We usually have a wrong impression that widows must be poor like the widow of Zarephath who was collecting a few sticks to prepare the last cake for herself and her son and then waited for starvation (1 Kings 17:12). Not necessarily so! Indeed, in today’s gospel reading, we hear of Jesus’ criticism of the evils of scribes, “They devour the houses of widows …” (Mark 12:40a) In fact, widows could be widows whose deceased husbands were rich! In the Old Testament, there was a beautiful and rich widow called Judith who was able to charm an enemy general Holofernes with her beauty and beheaded him (Judith 13:8), a femme fatale indeed! From the nativity story of Jesus in the gospel of Luke, we know of a widow prophetess Anna who spent more than 63 years in the Temple “worshipped night and day with fasting and prayer” (Luke 2:37b). Somehow, the Temple took care of some widows at least in the early years of Jesus. Time had really changed. Instead of the Temple taking care of widows, like what she had done during the early years of Jesus, some thirty years later, the poor widow was obliged to offer her two brass coins in the Temple treasury! The story of this poor widow has immortalized the concept of poor widows throughout the ages when the Church carries the baton of the Temple to take care of widows. Paul wrote about widows in his epistles to the churches (1 Corinthians 7:8, 1 Timothy 5:5). The Acts recorded the incident of establishing deacons to take care of the distributions of provisions to the poor and the widows within the early Church (Acts 6:1). The stories of poor widows are worth telling because they manifest the mercy of God (Psalms 146:9). Before God, who is not a poor widow?

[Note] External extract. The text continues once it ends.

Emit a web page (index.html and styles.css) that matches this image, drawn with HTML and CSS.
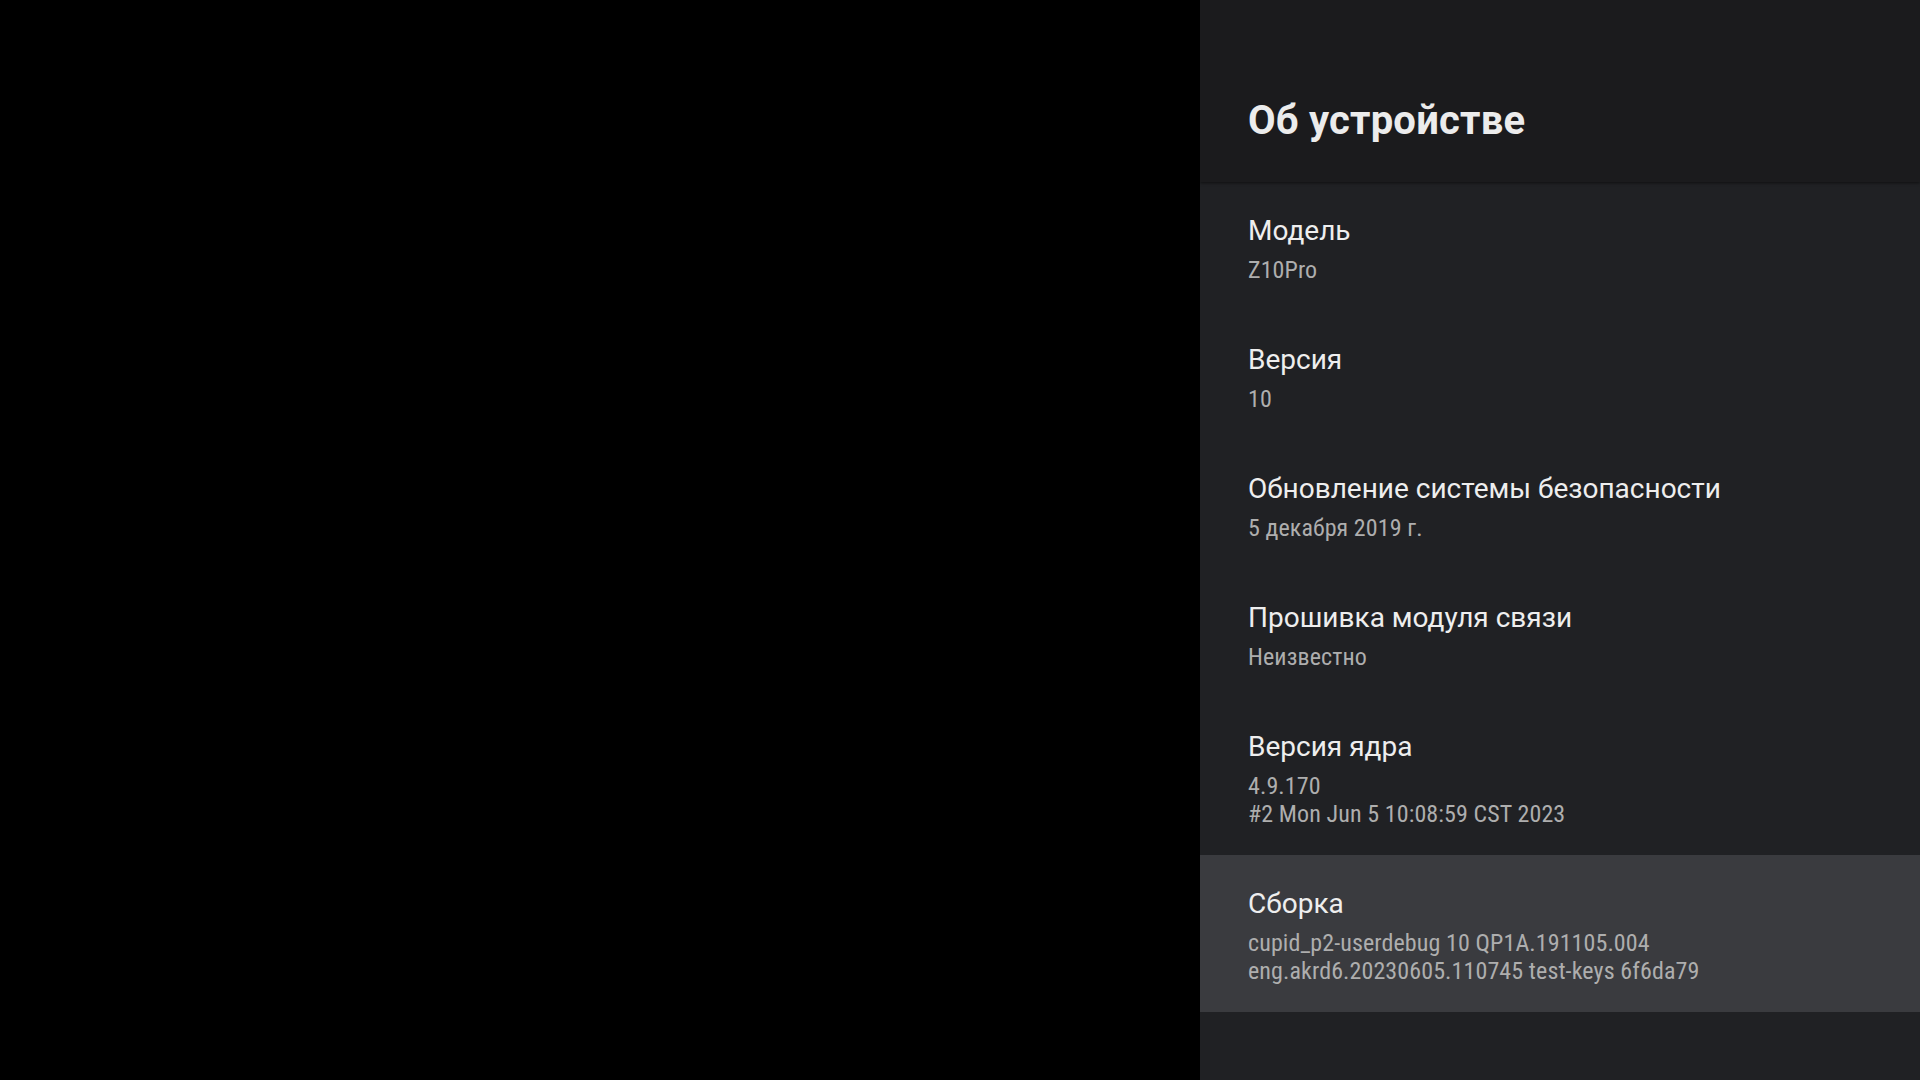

Twelve years ago, I was elected a deacon candidate. I could not remember the gospel reading of the rite of election because during the whole celebration, the story of the poor widow who offered two brass coins filled my head. I was very much elated because despite all my shortcomings, the Lord accepted my poverty. “For they [the rich] have all contributed from their surplus wealth, but she, from her poverty, has contributed all she had, her whole livelihood” (Mark 12:44). The Lord does not measure our performance by quantity: namely the amount of money or the length of service etc., but by the quality of our heart: namely our sincerity and loving-care. My 7-day pre-ordination retreat further confirmed this. I wept for seven days for the deeply repressed shortcomings in my soul in contrast to Jesus’ mercy. Wounds were uncovered but there was not sufficient time to nurse and to heal. In the end, the image of Jesus’ Stigmata told me that I had to live with my shortcomings, to carry them forever without healing in order to become a wounded-healer! I learnt that it is the heart that counts, not the quantity. As for the quantity, I have no doubt that the Lord would multiply the widow’s brass coins as He did with the five loaves and two fish. He is more than capable to provide for our needs. Moreover, He would also transform the hearts of the donors like He did with the water in the Cana banquet. If the merciful Lord was able to transform water into wine, would it be impossible for Him to transform the vanity of the wealthy people into genuine piety and charity? Meditate deeper, hadn’t Jesus transformed one of the Boanerges (3:17) into an apostle who always wrote on the topic of love? Had not Jesus transformed the Christians-hunter Saul into the apostle Paul, the Christianity founder? Jesus’ multiplicative and transformative powers inspire great hope in all of us. Meanwhile, we should not despise the insignificant services of the others, and only see the importance of our own contributions because the Lord may multiply the graces of the insignificant services of insignificant people a million-fold!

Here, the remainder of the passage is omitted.